Dankzij visie en ontwerp bestaan er overtuigende aanwijzingen dat tussen enerzijds kwaliteit van informatievoorziening en anderzijds kosten helemaal geen lineair verband bestaat. Interessant zijn juist de problemen die dit ministerie dankzij bewust verkozen eenvoud allemaal nièt heeft. Goedkoper kan zelfs beter zijn. Buitenlandse Zaken woekert met financiële middelen. Dit heeft aangezet tot nadenken. Wat overdreven gesteld heeft schaarste de creativiteit enorm bevorderd. Er is evenwel een ondergrens, te weten waar fatsoenlijk beheer van inmiddels operationele automatiseringsmiddelen gevaar loopt.

 

 

uitnodiging

Behalve verklaring en waarschuwing probeert dit artikel een uitnodiging te zijn. Door vergelijkende informatiekunde komen overwegingen, beleidsuitgangspunten allemaal duidelijker beschikbaar.

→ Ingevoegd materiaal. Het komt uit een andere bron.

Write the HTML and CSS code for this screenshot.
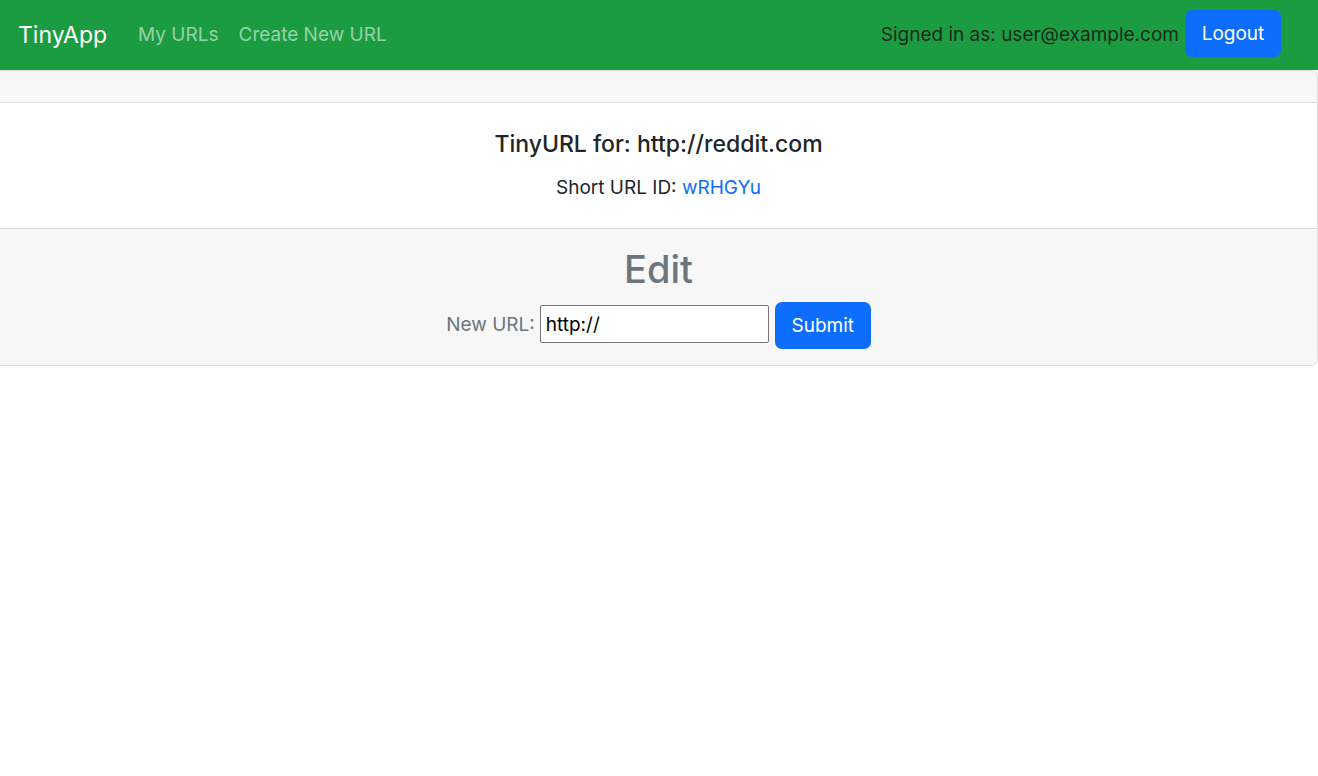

Dat blijft niet tot de rijksoverheid met haar ministeries beperkt. Zo denken wij dat voor sommige gemeenten mikgetallen gelden die nog vèr beneden dat voor Buitenlandse Zaken liggen. Dit ligt voor de hand als gevolg van schaarste aan financiële middelen. Kunnen stoere bedrijven ook van zich laten horen? Een algemeen klassement, dat wil zeggen òngeacht overheid of bedrijfsleven, ziet er beslist interessant uit.

Een ander onderwerp dat via vergelijkende informatiekunde wat serieuzer behandeld kan worden is dat van de verhouding tussen autonomie en centralisatie. Dit is alweer in de rijksoverheid een onderwerp waarover meningen sterk uiteen lopen. Maar verschillen in de orde van èchte natuurverschijnselen kunnen maar beter erkend worden. Vooral wat kwaliteit van beslissingen betreft zien wij alle aanleiding ervaringen vast te leggen en uit te wisselen.

 

 

© 1991, webeditie 2002.
Eerder verschenen in: Informatie, jaargang 33, 1991, nr 9.